Ich halte die Neidtheorie für verkehrt, denn sie bedient antisemitische Klischees: Nicht «jeder Jude» ist erfolgreich und nicht «jeder Nicht-Jude» wird betrogen, und wenn, dann wohl auch von seinesgleichen! Die Gründe müssen anderswo liegen.
Nein, ein Ärgernis!
Im Jahr 2010, zum 65. Gedenktag der Befreiung des Konzentrationslagers von Auschwitz, sagt Benedikt XVI: «Im Tiefsten wollte man mit dem Zerstören Israels, mit dem Austilgen dieses Volkes den Gott töten, der am Sinai gesprochen und dort die bleibend gültige Norm des Menschseins aufgerichtet hat. Wenn dieses Volk einfach durch sein Dasein Zeugnis von dem Gott ist, der zum Menschen gesprochen hat und ihn in Verantwortung nimmt, so sollte dieser Gott endlich tot sein und die Herrschaft nur noch dem Menschen gehören.»

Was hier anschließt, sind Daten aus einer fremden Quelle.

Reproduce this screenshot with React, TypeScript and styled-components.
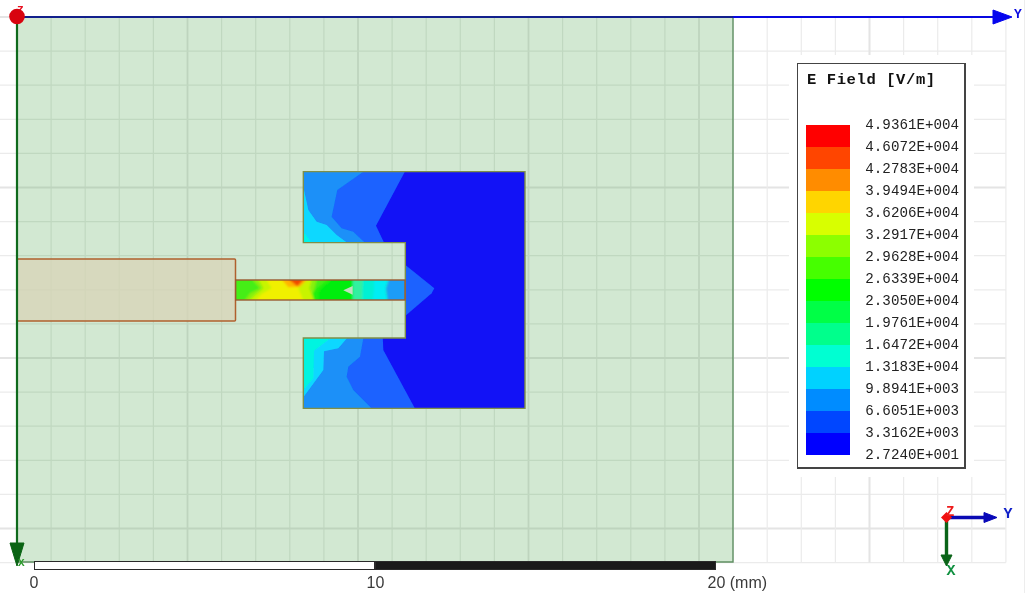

Ich halte diesen Gedanken des früheren Papstes für interessant: Das Judentum ist ein Zeugnis wider den menschlichen Wunsch, das Leben gänzlich alleine in die Hand zu nehmen. Es ist ein Ärgernis, denn es erinnert daran, dass das Leben ein Geschenk ist, es warnt vor Selbstoptimierung und Selbsterlösung und weiss um die heilsame Begrenzung menschlicher Existenz. Wer die Juden vernichtet, will dieses Ärgernis auslöschen und sich eigenen Allmachtsphantasien hingeben.
Die Freunde der Freiheit
Die Schriften des Judentums – u.a. die Zehn Gebote, die Erzählungen über Versklavung und Befreiung – gehören zu den Grundlagen des Christentums und der westlichen Zivilisation. Diese ist, bei allen Schwächen, die beste aller möglichen Welten; sie ermöglicht ein Leben in Freiheit und Würde, sie garantiert Menschenrechte und Rechtsstaatlichkeit.
Antisemiten jedoch bedrohen diese Errungenschaften: Teile der Linken und Islamisten betrachten den Staat Israel und den Westen als rassistisch-imperialistisches Krebsgeschwür, das auszutilgen ist; neofaschistische Gruppierungen, von der vermeintlichen Überlegenheit der eigenen Rasse berauscht, erkennen in der westlichen Welt einen Ort der Dekadenz und fordern eine Nation der Starken und der Reinen. Der Antisemitismus wird zur Gefahr für die freie Welt. Zuletzt stehen sich deshalb nicht Freunde und Feinde des Judentums gegenüber, sondern Freunde und Feinde der Freiheit.